Violet Harmon (Taissa Farmiga) is grunge to Lydia’s goth. She also smokes and self-harms, but her desire for connection is still the same. She finds belonging and acceptance in Tate, whom she does not know is a ghost until later on in the season. Unlike the ghosts in Beetlejuice, the spirits of AHS can choose to show themselves to the living. The big reveal that Tate was a school shooter and is currently dead pushes Violet to the breaking point and she overdoses on sleeping pills and dies. Lydia could have suffered the same fate, as earlier drafts of the Beetlejuice script had her dying and living with the Maitlands in the afterlife. Violet spends decades in the house away from Tate, since he did assault and impregnate her mother with the antichrist, but the witches from AHS: Coven are successful in reuniting them in Apocalypse. Both teens achieve happy endings with their ghost families.

The Hotshot Medium

Otho in Beetlejuice and Billie in AHS

Beetlejuice and Murder House also feature two supporting characters who are mediums. Both sense and can call upon the spirits at will. Otho (Glenn Shaddix), is Delia Deetz’s narcissistic interior decorator and used to be NYC’s top paranormal investigator. He can feel the Maitlands’ presence, especially when Adam brushes past him on his way up to lock the attic door, though he doesn’t actually see them until he conducts a seance and very nearly kills them again.

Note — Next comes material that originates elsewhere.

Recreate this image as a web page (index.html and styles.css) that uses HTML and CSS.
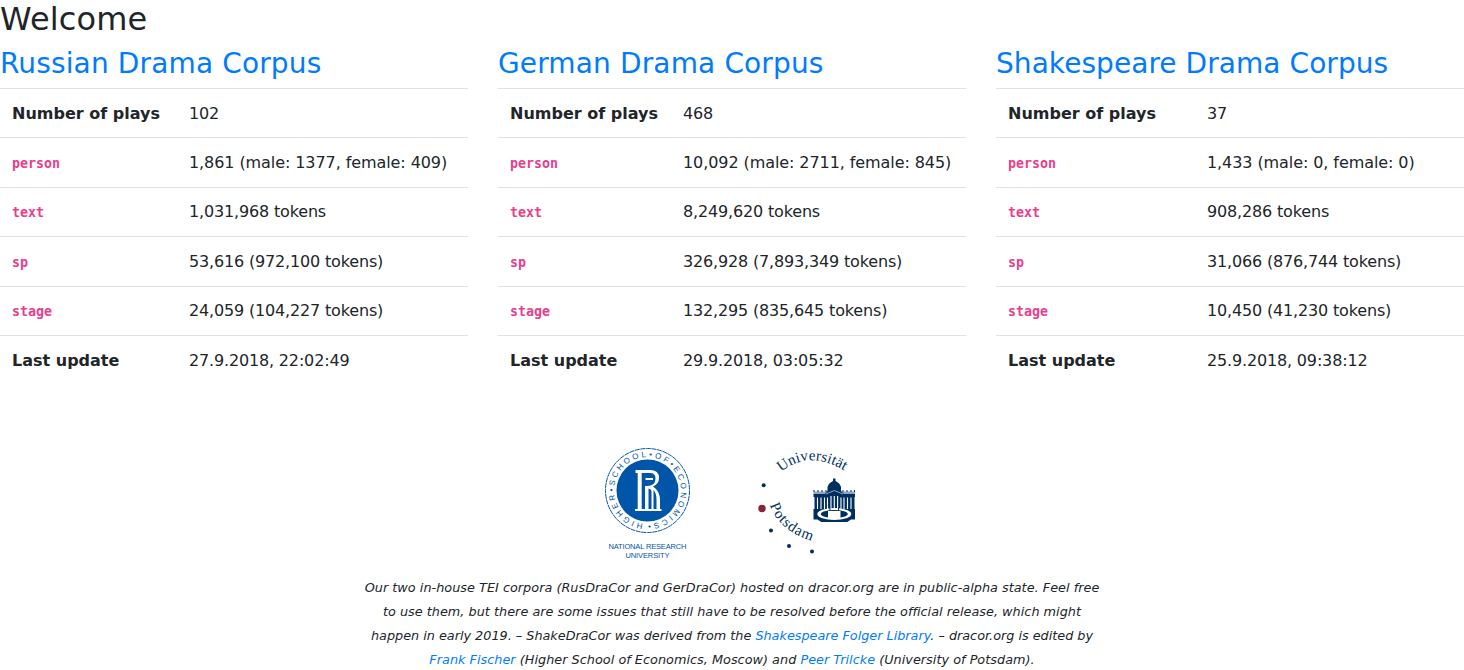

Billie Dean Howard (Sarah Paulson) is like Otho, in that she’s a top Hollywood psychic who can be self-possessed. She’s hired by Constance to help her reconnect with her daughter Adelaide and assist Tate with passing on. This does not work, however, since Billie feels the evil in him and in Murder House. The negative psychic energy is so strong that it’s allowing darkness to pass between both worlds. Though Otho’s fate is unknown at the end of Beetlejuice, Billie shows up in subsequent seasons of American Horror Story.

Scaring & Possessing The New Family

Beetlejuice

The whole plot of Beetlejuice revolves around the Maitlands re-claiming their house after it’s been sold to the insufferable Deetz family. Most of the film details their failure to frighten them out of the house forever. They lean heavily into the theatrical, staging elaborate set-ups of murders or suicides when the family first moves in. Later, they possess the family and their dinner guests. Of course, these attempts don’t go as planned because the Maitlands can’t be seen and the family thinks they can profit off their haunting.

The Harmons and other ghosts directly parallel the Maitlands at the end of AHS: Murder House when they scare the new homeowners away. Vivien and Ben (Connie Britton and Dylan McDermott) drive the parents to the basement, where Vivien disembowels Ben and Ben shoots Vivien. In an effort to protect the new family, they caution that the homeowners will meet the same fate if they stay.

Trials of Motherhood

Barbara in Beetlejuice and Vivien in AHS

The desire to mother runs strong throughout Beetlejuice and Murder House. In the beginning, Barbara and Adam are pestered by Barbara’s cousin Jane, the town realtor, to sell their house to a family. It’s a consistent reminder that Barbara and Adam have struggled to conceive, and it’s only after their death that Barbara becomes a maternal figure to Lydia.

In Murder House, Vivien grapples with the miscarriage of her son and her husband’s affair. Though her new house and the evil within takes advantage of her in the worst imaginable way, Vivien is able to live a peaceful afterlife with Ben, Violet, and Jeffrey, one of the twins who died in childbirth. Through unbelievable tragedy, both women find a little bit of happiness after death.

Even though American Horror Story: Murder House and Beetlejuice have varying narratives, there are numerous similar threads that connect them. In horror’s vast history, it is not uncommon to see the same references in different films. While all of these connections are theoretical, they both show families learning to grow together in a haunted house and ghosts learning how to cohabitate with the living.